TASK BRIEF: Please repeat all of the lines that follow, exactly as written.

Rows from a dataset of pages and code:
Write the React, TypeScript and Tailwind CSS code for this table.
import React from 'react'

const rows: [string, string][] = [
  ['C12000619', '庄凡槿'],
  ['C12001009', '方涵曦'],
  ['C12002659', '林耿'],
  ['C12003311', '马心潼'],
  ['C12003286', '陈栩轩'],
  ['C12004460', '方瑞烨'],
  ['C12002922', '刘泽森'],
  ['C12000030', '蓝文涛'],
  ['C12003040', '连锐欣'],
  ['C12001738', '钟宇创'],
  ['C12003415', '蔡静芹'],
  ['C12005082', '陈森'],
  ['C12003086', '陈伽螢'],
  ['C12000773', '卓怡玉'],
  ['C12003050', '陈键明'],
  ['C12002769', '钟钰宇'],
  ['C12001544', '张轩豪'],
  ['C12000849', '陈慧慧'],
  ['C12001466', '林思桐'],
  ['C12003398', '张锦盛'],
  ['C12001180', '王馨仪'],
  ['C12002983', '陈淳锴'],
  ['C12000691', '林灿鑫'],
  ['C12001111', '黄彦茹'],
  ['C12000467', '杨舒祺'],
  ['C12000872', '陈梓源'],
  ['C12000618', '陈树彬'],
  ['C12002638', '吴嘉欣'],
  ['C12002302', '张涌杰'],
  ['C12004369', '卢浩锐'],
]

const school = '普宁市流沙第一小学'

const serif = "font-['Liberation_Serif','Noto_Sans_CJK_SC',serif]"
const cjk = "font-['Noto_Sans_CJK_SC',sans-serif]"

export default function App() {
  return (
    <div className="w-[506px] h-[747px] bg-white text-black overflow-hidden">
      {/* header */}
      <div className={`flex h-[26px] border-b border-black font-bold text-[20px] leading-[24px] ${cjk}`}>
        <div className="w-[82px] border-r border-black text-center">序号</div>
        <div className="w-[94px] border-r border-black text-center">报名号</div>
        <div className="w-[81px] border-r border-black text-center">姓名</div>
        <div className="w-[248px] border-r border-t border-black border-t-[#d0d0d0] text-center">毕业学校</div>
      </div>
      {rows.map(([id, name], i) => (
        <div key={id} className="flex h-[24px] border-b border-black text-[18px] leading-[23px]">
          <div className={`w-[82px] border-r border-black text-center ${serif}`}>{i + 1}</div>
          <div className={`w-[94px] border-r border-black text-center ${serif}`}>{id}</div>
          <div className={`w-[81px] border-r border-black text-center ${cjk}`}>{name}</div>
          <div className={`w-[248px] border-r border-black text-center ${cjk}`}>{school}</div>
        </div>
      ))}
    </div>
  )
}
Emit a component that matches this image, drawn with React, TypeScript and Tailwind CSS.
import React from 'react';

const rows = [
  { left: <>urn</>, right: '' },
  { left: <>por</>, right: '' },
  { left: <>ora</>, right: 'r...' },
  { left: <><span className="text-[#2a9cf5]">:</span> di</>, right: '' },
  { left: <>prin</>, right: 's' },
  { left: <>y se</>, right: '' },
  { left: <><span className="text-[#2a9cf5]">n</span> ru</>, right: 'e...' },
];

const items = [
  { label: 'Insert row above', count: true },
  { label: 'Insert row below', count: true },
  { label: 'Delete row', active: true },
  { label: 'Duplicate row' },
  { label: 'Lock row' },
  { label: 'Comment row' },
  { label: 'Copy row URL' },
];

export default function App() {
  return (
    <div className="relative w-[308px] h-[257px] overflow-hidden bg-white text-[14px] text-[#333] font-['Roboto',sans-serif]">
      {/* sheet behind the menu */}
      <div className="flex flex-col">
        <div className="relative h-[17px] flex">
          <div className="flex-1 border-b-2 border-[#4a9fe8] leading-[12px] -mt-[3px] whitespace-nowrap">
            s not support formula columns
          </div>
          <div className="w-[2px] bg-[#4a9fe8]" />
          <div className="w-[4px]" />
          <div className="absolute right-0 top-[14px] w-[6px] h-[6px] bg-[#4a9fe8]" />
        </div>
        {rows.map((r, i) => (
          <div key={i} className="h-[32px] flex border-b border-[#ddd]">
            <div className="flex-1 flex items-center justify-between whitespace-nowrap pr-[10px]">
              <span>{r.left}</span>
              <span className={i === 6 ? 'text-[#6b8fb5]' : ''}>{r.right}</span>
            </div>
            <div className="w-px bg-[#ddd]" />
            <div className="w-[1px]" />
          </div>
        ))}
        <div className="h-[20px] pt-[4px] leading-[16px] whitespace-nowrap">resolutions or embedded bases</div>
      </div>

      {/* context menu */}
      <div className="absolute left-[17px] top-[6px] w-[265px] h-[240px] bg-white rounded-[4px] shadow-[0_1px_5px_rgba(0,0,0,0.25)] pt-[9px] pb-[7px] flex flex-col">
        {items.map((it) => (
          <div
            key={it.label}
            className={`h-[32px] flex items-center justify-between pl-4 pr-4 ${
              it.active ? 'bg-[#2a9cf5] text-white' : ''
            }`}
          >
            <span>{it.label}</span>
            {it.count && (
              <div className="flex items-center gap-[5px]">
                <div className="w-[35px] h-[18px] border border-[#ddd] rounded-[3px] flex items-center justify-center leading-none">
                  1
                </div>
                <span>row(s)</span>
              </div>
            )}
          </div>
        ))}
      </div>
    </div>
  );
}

SOLUTION TO THIS PROBLEM:
Write the React, TypeScript and Tailwind CSS code for this table.
import React from 'react'

const rows: [string, string][] = [
  ['C12000619', '庄凡槿'],
  ['C12001009', '方涵曦'],
  ['C12002659', '林耿'],
  ['C12003311', '马心潼'],
  ['C12003286', '陈栩轩'],
  ['C12004460', '方瑞烨'],
  ['C12002922', '刘泽森'],
  ['C12000030', '蓝文涛'],
  ['C12003040', '连锐欣'],
  ['C12001738', '钟宇创'],
  ['C12003415', '蔡静芹'],
  ['C12005082', '陈森'],
  ['C12003086', '陈伽螢'],
  ['C12000773', '卓怡玉'],
  ['C12003050', '陈键明'],
  ['C12002769', '钟钰宇'],
  ['C12001544', '张轩豪'],
  ['C12000849', '陈慧慧'],
  ['C12001466', '林思桐'],
  ['C12003398', '张锦盛'],
  ['C12001180', '王馨仪'],
  ['C12002983', '陈淳锴'],
  ['C12000691', '林灿鑫'],
  ['C12001111', '黄彦茹'],
  ['C12000467', '杨舒祺'],
  ['C12000872', '陈梓源'],
  ['C12000618', '陈树彬'],
  ['C12002638', '吴嘉欣'],
  ['C12002302', '张涌杰'],
  ['C12004369', '卢浩锐'],
]

const school = '普宁市流沙第一小学'

const serif = "font-['Liberation_Serif','Noto_Sans_CJK_SC',serif]"
const cjk = "font-['Noto_Sans_CJK_SC',sans-serif]"

export default function App() {
  return (
    <div className="w-[506px] h-[747px] bg-white text-black overflow-hidden">
      {/* header */}
      <div className={`flex h-[26px] border-b border-black font-bold text-[20px] leading-[24px] ${cjk}`}>
        <div className="w-[82px] border-r border-black text-center">序号</div>
        <div className="w-[94px] border-r border-black text-center">报名号</div>
        <div className="w-[81px] border-r border-black text-center">姓名</div>
        <div className="w-[248px] border-r border-t border-black border-t-[#d0d0d0] text-center">毕业学校</div>
      </div>
      {rows.map(([id, name], i) => (
        <div key={id} className="flex h-[24px] border-b border-black text-[18px] leading-[23px]">
          <div className={`w-[82px] border-r border-black text-center ${serif}`}>{i + 1}</div>
          <div className={`w-[94px] border-r border-black text-center ${serif}`}>{id}</div>
          <div className={`w-[81px] border-r border-black text-center ${cjk}`}>{name}</div>
          <div className={`w-[248px] border-r border-black text-center ${cjk}`}>{school}</div>
        </div>
      ))}
    </div>
  )
}
Emit a component that matches this image, drawn with React, TypeScript and Tailwind CSS.
import React from 'react';

const rows = [
  { left: <>urn</>, right: '' },
  { left: <>por</>, right: '' },
  { left: <>ora</>, right: 'r...' },
  { left: <><span className="text-[#2a9cf5]">:</span> di</>, right: '' },
  { left: <>prin</>, right: 's' },
  { left: <>y se</>, right: '' },
  { left: <><span className="text-[#2a9cf5]">n</span> ru</>, right: 'e...' },
];

const items = [
  { label: 'Insert row above', count: true },
  { label: 'Insert row below', count: true },
  { label: 'Delete row', active: true },
  { label: 'Duplicate row' },
  { label: 'Lock row' },
  { label: 'Comment row' },
  { label: 'Copy row URL' },
];

export default function App() {
  return (
    <div className="relative w-[308px] h-[257px] overflow-hidden bg-white text-[14px] text-[#333] font-['Roboto',sans-serif]">
      {/* sheet behind the menu */}
      <div className="flex flex-col">
        <div className="relative h-[17px] flex">
          <div className="flex-1 border-b-2 border-[#4a9fe8] leading-[12px] -mt-[3px] whitespace-nowrap">
            s not support formula columns
          </div>
          <div className="w-[2px] bg-[#4a9fe8]" />
          <div className="w-[4px]" />
          <div className="absolute right-0 top-[14px] w-[6px] h-[6px] bg-[#4a9fe8]" />
        </div>
        {rows.map((r, i) => (
          <div key={i} className="h-[32px] flex border-b border-[#ddd]">
            <div className="flex-1 flex items-center justify-between whitespace-nowrap pr-[10px]">
              <span>{r.left}</span>
              <span className={i === 6 ? 'text-[#6b8fb5]' : ''}>{r.right}</span>
            </div>
            <div className="w-px bg-[#ddd]" />
            <div className="w-[1px]" />
          </div>
        ))}
        <div className="h-[20px] pt-[4px] leading-[16px] whitespace-nowrap">resolutions or embedded bases</div>
      </div>

      {/* context menu */}
      <div className="absolute left-[17px] top-[6px] w-[265px] h-[240px] bg-white rounded-[4px] shadow-[0_1px_5px_rgba(0,0,0,0.25)] pt-[9px] pb-[7px] flex flex-col">
        {items.map((it) => (
          <div
            key={it.label}
            className={`h-[32px] flex items-center justify-between pl-4 pr-4 ${
              it.active ? 'bg-[#2a9cf5] text-white' : ''
            }`}
          >
            <span>{it.label}</span>
            {it.count && (
              <div className="flex items-center gap-[5px]">
                <div className="w-[35px] h-[18px] border border-[#ddd] rounded-[3px] flex items-center justify-center leading-none">
                  1
                </div>
                <span>row(s)</span>
              </div>
            )}
          </div>
        ))}
      </div>
    </div>
  );
}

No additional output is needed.